In addition last night, Paramount held a Scream Opening Night Fan Event at select theaters nationwide, which featured a live Q&A with actor David Arquette, Bettinelli-Olpin and Gillett and Scream executive producer and creator Kevin Williamson, as well as a pre-taped talent intro and extended bonus content featuring the new cast with behind-the-scenes footage. That event took place at 5 p.m. PT, 7 p.m. CT and 8 p.m.

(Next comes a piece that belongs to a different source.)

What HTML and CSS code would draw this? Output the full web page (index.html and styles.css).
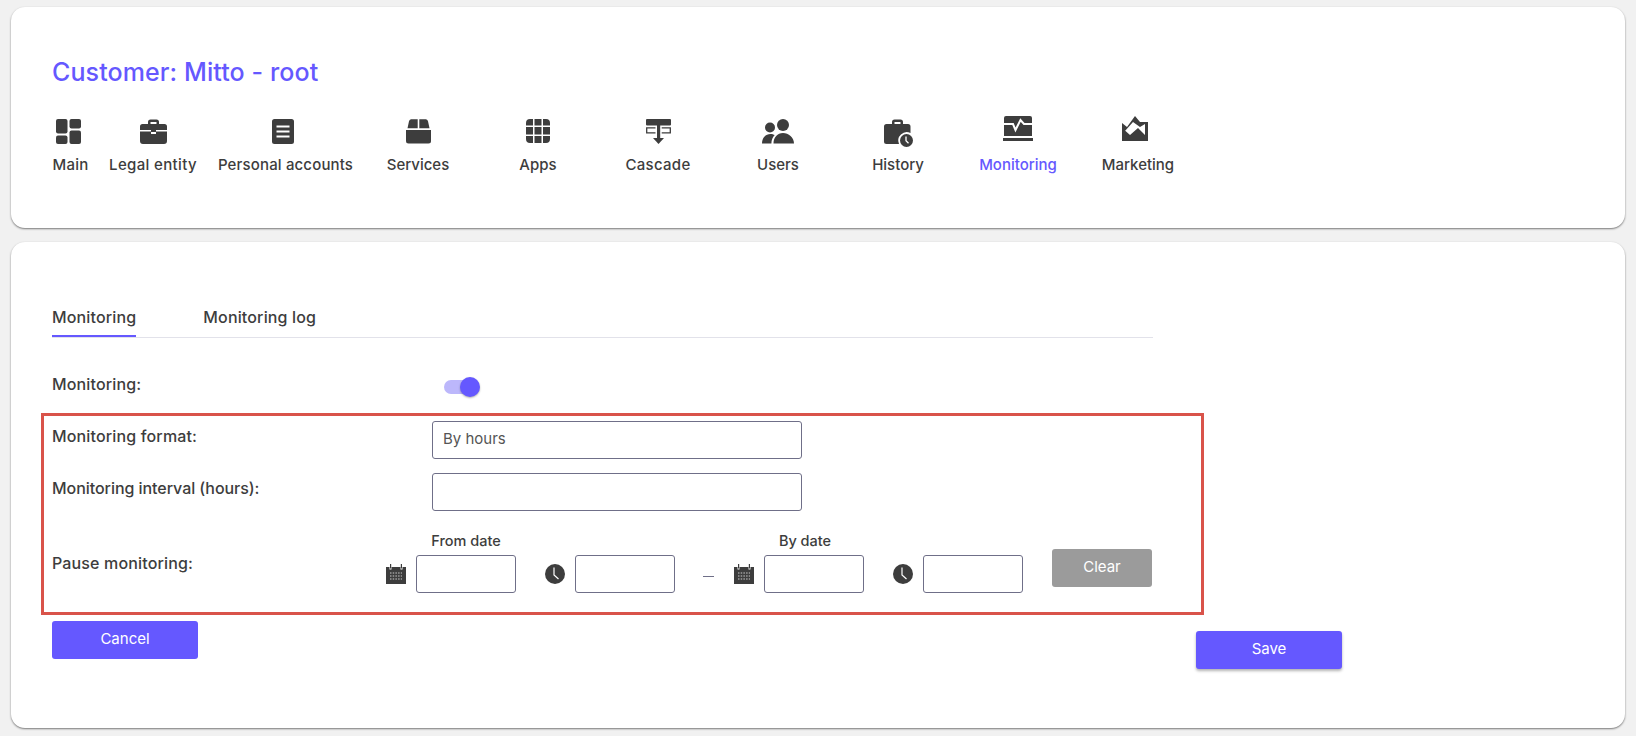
FILE: index.html
```html
<!DOCTYPE html>
<html lang="en">
<head>
    <meta charset="UTF-8">
    <title>Customer: Mitto - root</title>
    <link rel="stylesheet" href="styles.css">
</head>
<body>

    <!-- Customer header -->
    <div class="card header-card">
        <h1 class="customer-title">Customer: Mitto - root</h1>
        <div class="section-nav">
            <a class="nav-item nav-main">
                <span class="nav-icon">
                    <svg width="25" height="25" viewBox="0 0 25 25"><rect width="11.500" height="14.500" rx="2"/><rect y="16.500" width="11.500" height="8.500" rx="2"/><rect x="13.500" width="11.500" height="9.500" rx="2"/><rect x="13.500" y="11.500" width="11.500" height="13.500" rx="2"/></svg>
                </span>
                <span class="nav-label">Main</span>
            </a>
            <a class="nav-item nav-legal">
                <span class="nav-icon">
                    <svg width="27" height="25" viewBox="0 0 27 25"><path d="M8 5V3a2.500 2.500 0 0 1 2.500-2.500h6A2.500 2.500 0 0 1 19 3v2h5.500A2.500 2.500 0 0 1 27 7.500V11H16v2h-5v-2H0V7.500A2.500 2.500 0 0 1 2.500 5zM10.500 5h6V3h-6z" fill-rule="evenodd"/><path d="M0 12.500h11V15h5v-2.500h11V22a3 3 0 0 1-3 3H3a3 3 0 0 1-3-3z"/></svg>
                </span>
                <span class="nav-label">Legal entity</span>
            </a>
            <a class="nav-item nav-personal">
                <span class="nav-icon nav-icon-left">
                    <svg width="22" height="25" viewBox="0 0 22 25"><path fill-rule="evenodd" d="M2.500 0h17A2.500 2.500 0 0 1 22 2.500v20a2.500 2.500 0 0 1-2.500 2.500h-17A2.500 2.500 0 0 1 0 22.500v-20A2.500 2.500 0 0 1 2.500 0zM4.500 6.500v2h13v-2zM4.500 11.500v2h13v-2zM4.500 16.500v2h13v-2z"/></svg>
                </span>
                <span class="nav-label">Personal accounts</span>
            </a>
            <a class="nav-item nav-services">
                <span class="nav-icon">
                    <svg width="25" height="25" viewBox="0 0 25 25"><path d="M5 0h6.700v9H1.500L3 2a2.500 2.500 0 0 1 2-2zM13.300 0H20a2.500 2.500 0 0 1 2 2l1.500 7H13.300z" transform="translate(0 .2)"/><path d="M0 11h25v11a2.500 2.500 0 0 1-2.500 2.500h-20A2.500 2.500 0 0 1 0 22z"/></svg>
                </span>
                <span class="nav-label">Services</span>
            </a>
            <a class="nav-item">
                <span class="nav-icon">
                    <svg width="24" height="24" viewBox="0 0 24 24"><path d="M4 0h3v6.500H0V4a4 4 0 0 1 4-4zM8.500 0h7v6.500h-7zM17 0h3a4 4 0 0 1 4 4v2.500h-7zM0 8h7v7.500H0zM8.500 8h7v7.500h-7zM17 8h7v7.500h-7zM0 17h7v7H4a4 4 0 0 1-4-4zM8.500 17h7v7h-7zM17 17h7v3a4 4 0 0 1-4 4h-3z"/></svg>
                </span>
                <span class="nav-label">Apps</span>
            </a>
            <a class="nav-item nav-cascade">
                <span class="nav-icon">
                    <svg width="25" height="25" viewBox="0 0 25 25"><rect width="25" height="6.500" rx="1"/><rect x="11" y="6" width="3.200" height="14"/><path d="M7 19h11l-5.500 6z"/><path d="M9.500 8.800H.7v5h8.800M15.700 8.800h8.600v5h-8.600" fill="none" stroke="#3d3d3d" stroke-width="1.300"/></svg>
                </span>
                <span class="nav-label">Cascade</span>
            </a>
            <a class="nav-item">
                <span class="nav-icon">
                    <svg width="32" height="25" viewBox="0 0 32 25"><circle cx="8" cy="8.500" r="5"/><circle cx="21" cy="6" r="6"/><path d="M0 24.500C0 19 3.500 15 8.500 15c1.700 0 3 .4 4.200 1.100-2 2-3.300 5-3.300 8.400zM11.500 24.500c0-6 4-10.500 9.500-10.500s11 4.500 11 10.500z"/></svg>
                </span>
                <span class="nav-label">Users</span>
            </a>
            <a class="nav-item">
                <span class="nav-icon">
                    <svg width="29" height="28" viewBox="0 0 29 28"><path fill-rule="evenodd" d="M8 5V3a2.500 2.500 0 0 1 2.500-2.500h6A2.500 2.500 0 0 1 19 3v2h5a2.500 2.500 0 0 1 2.500 2.500V14a8.500 8.500 0 0 0-11.500 11H2.500A2.500 2.500 0 0 1 0 22.500v-15A2.500 2.500 0 0 1 2.500 5zM10.500 5h6V3h-6z"/><circle cx="22.500" cy="21.500" r="6.500"/><path d="M22 17.500v4.300l2.500 2.500" fill="none" stroke="#fff" stroke-width="1.300"/></svg>
                </span>
                <span class="nav-label">History</span>
            </a>
            <a class="nav-item active">
                <span class="nav-icon nav-icon-up">
                    <svg width="30" height="25" viewBox="0 0 30 25"><path d="M3 0h24a2 2 0 0 1 2 2v18H1V2a2 2 0 0 1 2-2z"/><rect y="22" width="30" height="3"/><path d="M1 8h9l2.500 6 5-10L21 8h8" fill="none" stroke="#fff" stroke-width="2"/></svg>
                </span>
                <span class="nav-label">Monitoring</span>
            </a>
            <a class="nav-item">
                <span class="nav-icon nav-icon-up nav-icon-left">
                    <svg width="26" height="25" viewBox="0 0 26 25"><path fill-rule="evenodd" d="M13 0l5 6h8v19H0V7l5 4zM3 15l.5 0 4.500 4 8-7 7 7V8l-5 3-7-5z"/></svg>
                </span>
                <span class="nav-label">Marketing</span>
            </a>
        </div>
    </div>

    <!-- Monitoring settings -->
    <div class="card settings-card">
        <div class="tabs">
            <div class="tab active">Monitoring</div>
            <div class="tab">Monitoring log</div>
        </div>

        <div class="toggle-row">
            <div class="field-label">Monitoring:</div>
            <div class="toggle"><span class="toggle-knob"></span></div>
        </div>

        <div class="highlight-box">
            <div class="form-row">
                <div class="field-label">Monitoring format:</div>
                <input class="text-input" type="text" value="By hours">
            </div>
            <div class="form-row">
                <div class="field-label label-tight">Monitoring interval (hours):</div>
                <input class="text-input" type="text">
            </div>
            <div class="pause-row">
                <div class="field-label pause-label">Pause monitoring:</div>
                <div class="picker">
                    <div class="picker-caption">From date</div>
                    <div class="picker-field">
                        <svg class="picker-icon" width="20" height="20" viewBox="0 0 20 20"><path d="M0 3h3.500v2.500h2V3h9v2.500h2V3H20v17H0z"/><rect x="4" y="0" width="1.200" height="4.500"/><rect x="14.800" y="0" width="1.200" height="4.500"/><path d="M4 9h12M4 12h12M4 15h12" stroke="#ccc" stroke-width="1.200" stroke-dasharray="1.500 1.200" fill="none"/></svg>
                        <input class="date-input" type="text">
                    </div>
                </div>
                <div class="picker">
                    <div class="picker-caption"></div>
                    <div class="picker-field">
                        <svg class="picker-icon" width="20" height="20" viewBox="0 0 20 20"><circle cx="10" cy="10" r="10"/><path d="M9 3.500V11l4.500 4" fill="none" stroke="#fff" stroke-width="1.200"/></svg>
                        <input class="date-input" type="text">
                    </div>
                </div>
                <div class="range-dash"></div>
                <div class="picker">
                    <div class="picker-caption by-date">By date</div>
                    <div class="picker-field">
                        <svg class="picker-icon" width="20" height="20" viewBox="0 0 20 20"><path d="M0 3h3.500v2.500h2V3h9v2.500h2V3H20v17H0z"/><rect x="4" y="0" width="1.200" height="4.500"/><rect x="14.800" y="0" width="1.200" height="4.500"/><path d="M4 9h12M4 12h12M4 15h12" stroke="#ccc" stroke-width="1.200" stroke-dasharray="1.500 1.200" fill="none"/></svg>
                        <input class="date-input" type="text">
                    </div>
                </div>
                <div class="picker">
                    <div class="picker-caption"></div>
                    <div class="picker-field">
                        <svg class="picker-icon" width="20" height="20" viewBox="0 0 20 20"><circle cx="10" cy="10" r="10"/><path d="M9 3.500V11l4.500 4" fill="none" stroke="#fff" stroke-width="1.200"/></svg>
                        <input class="date-input" type="text">
                    </div>
                </div>
                <button class="btn btn-clear">Clear</button>
            </div>
        </div>

        <div class="form-actions">
            <button class="btn">Cancel</button>
            <button class="btn btn-save">Save</button>
        </div>
    </div>

</body>
</html>
```

FILE: styles.css
```css
html, body {
    margin: 0;
    height: 100%;
    overflow: hidden;
}

body {
    padding: 7px 11px;
    box-sizing: border-box;
    background-color: #f1f1f1;
    color: #3d3d3d;
    font-family: 'Inter', 'Noto Sans', sans-serif;
    font-size: 15px;
    font-weight: 500;
    line-height: 20px;
}

.card {
    background-color: #fff;
    border-radius: 14px;
    box-shadow: 0 1px 2px rgba(0, 0, 0, 0.5);
    box-sizing: border-box;
}

.header-card {
    height: 221px;
    padding: 50px 41px 0;
}

.customer-title {
    margin: 0 0 32px;
    color: #6558ff;
    font-size: 25px;
    font-weight: 500;
    letter-spacing: 0.1px;
    line-height: 30px;
}

.section-nav {
    display: flex;
    gap: 20px;
}

.nav-item {
    display: flex;
    flex-direction: column;
    align-items: center;
    width: 100px;
    flex: none;
    white-space: nowrap;
}

.nav-main {
    width: 37px;
}

.nav-main .nav-icon {
    margin-right: 4px;
}

.nav-main .nav-label {
    letter-spacing: 0.25px;
}

.nav-legal {
    width: 88px;
    margin-right: 1px;
}

.nav-personal {
    width: 135px;
}

.nav-services {
    margin-left: -5px;
}

.nav-legal .nav-label {
    letter-spacing: 0.35px;
}

.nav-personal .nav-label {
    letter-spacing: 0.15px;
}

.nav-cascade .nav-label {
    letter-spacing: 0.3px;
}

.nav-icon {
    height: 28px;
    margin-bottom: 8px;
}

.nav-icon svg {
    display: block;
    fill: #3d3d3d;
}

.nav-icon-up svg {
    margin-top: -3px;
}

.nav-icon-left {
    margin-right: 6px;
}

.nav-item.active .nav-label {
    color: #6558ff;
}

.settings-card {
    height: 486px;
    margin-top: 14px;
    padding: 65px 41px 0;
}

.tabs {
    display: flex;
    gap: 67px;
    width: 1101px;
    height: 30px;
    border-bottom: 1px solid #e2e2ea;
    box-sizing: content-box;
    font-size: 16px;
    letter-spacing: 0.15px;
}

.tab {
    height: 29px;
}

.tab.active {
    height: 28px;
    border-bottom: 2px solid #6558ff;
}

.toggle-row {
    display: flex;
    margin-top: 36px;
    height: 39px;
}

.field-label {
    width: 380px;
    flex: none;
    font-size: 16px;
    letter-spacing: 0.15px;
}

.field-label.label-tight {
    letter-spacing: -0.05px;
}

.toggle {
    position: relative;
    width: 32px;
    height: 14px;
    margin: 6px 0 0 12px;
    border-radius: 7px;
    background-color: #bcb7fb;
}

.toggle-knob {
    position: absolute;
    top: -3px;
    right: -4px;
    width: 20px;
    height: 20px;
    border-radius: 50%;
    background-color: #6558ff;
    box-shadow: 0 1px 2px rgba(0, 0, 0, 0.3);
}

.highlight-box {
    width: 1163px;
    height: 202px;
    margin-left: -11px;
    padding: 5px 8px 0;
    border: 3px solid #d9534a;
    box-sizing: border-box;
}

.form-row {
    display: flex;
    margin-bottom: 14px;
}

.form-row .field-label {
    padding-top: 5px;
}

.text-input,
.date-input {
    height: 38px;
    border: 1px solid #6f6f88;
    border-radius: 3px;
    box-sizing: border-box;
    background-color: #fff;
    color: #555;
    font-family: inherit;
    font-size: 15px;
    font-weight: 400;
}

.text-input {
    width: 370px;
    padding: 0 10px 3px;
}

.date-input {
    width: 100px;
    padding: 0 8px;
}

.pause-row {
    display: flex;
    align-items: flex-start;
    margin-top: 20px;
}

.pause-label {
    width: 334px;
    padding-top: 22px;
}

.picker {
    display: flex;
    flex-direction: column;
    align-items: flex-end;
    margin-right: 29px;
}

.picker-caption {
    width: 100px;
    height: 20px;
    margin-bottom: 4px;
    font-size: 14.5px;
    text-align: center;
}

.by-date {
    transform: translateX(-9px);
}

.picker-field {
    display: flex;
    align-items: center;
    gap: 10px;
}

.picker-icon {
    fill: #3d3d3d;
    flex: none;
}

.range-dash {
    width: 11px;
    height: 1px;
    margin: 45px 20px 0 -1px;
    background-color: #6f6f88;
}

.btn {
    width: 146px;
    height: 38px;
    padding: 0 0 3px;
    border: none;
    border-radius: 3px;
    background-color: #6558ff;
    color: #fff;
    font-family: inherit;
    font-size: 15px;
    font-weight: 400;
}

.btn-clear {
    width: 100px;
    margin-top: 18px;
    background-color: #9b9b9b;
}

.form-actions {
    display: flex;
    justify-content: space-between;
    align-items: flex-start;
    width: 1290px;
    margin-top: 6px;
}

.btn-save {
    margin-top: 10px;
    box-shadow: 0 2px 3px rgba(0, 0, 0, 0.3);
}
```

ET at participating theaters.
Sony/Marvel’s Spider-Man: No Way Home took in $2.1M on Thursday at 4,012 theaters, -4% from Wednesday taking its cume through the end of week 4 to $677.95M. The Jon Watts-directed movie will become the fifth-highest-grossing movie at the domestic box office today, passing 2018’s Avengers: Infinity War, which counts $678.8M. Disney/Marvel’s Black Panther ranks as the fourth-biggest movie stateside with $700.4M.
In second place was Illumination/Universal’s Sing 2 with an estimated $555K on Thursday, +3%, for a running total through the end of Week 3 of $111M.
The other wide release this weekend is Gkids’ Belle at 1,300 locations. The movie opened Wednesday in 130 theaters, has expanded to 995 sites and counts a two day total of $335K. Pic will play in 40 Imax auditoriums this weekend as well as venues such as The Landmark in LA, BAM in NYC and The Roxie in San Francisco.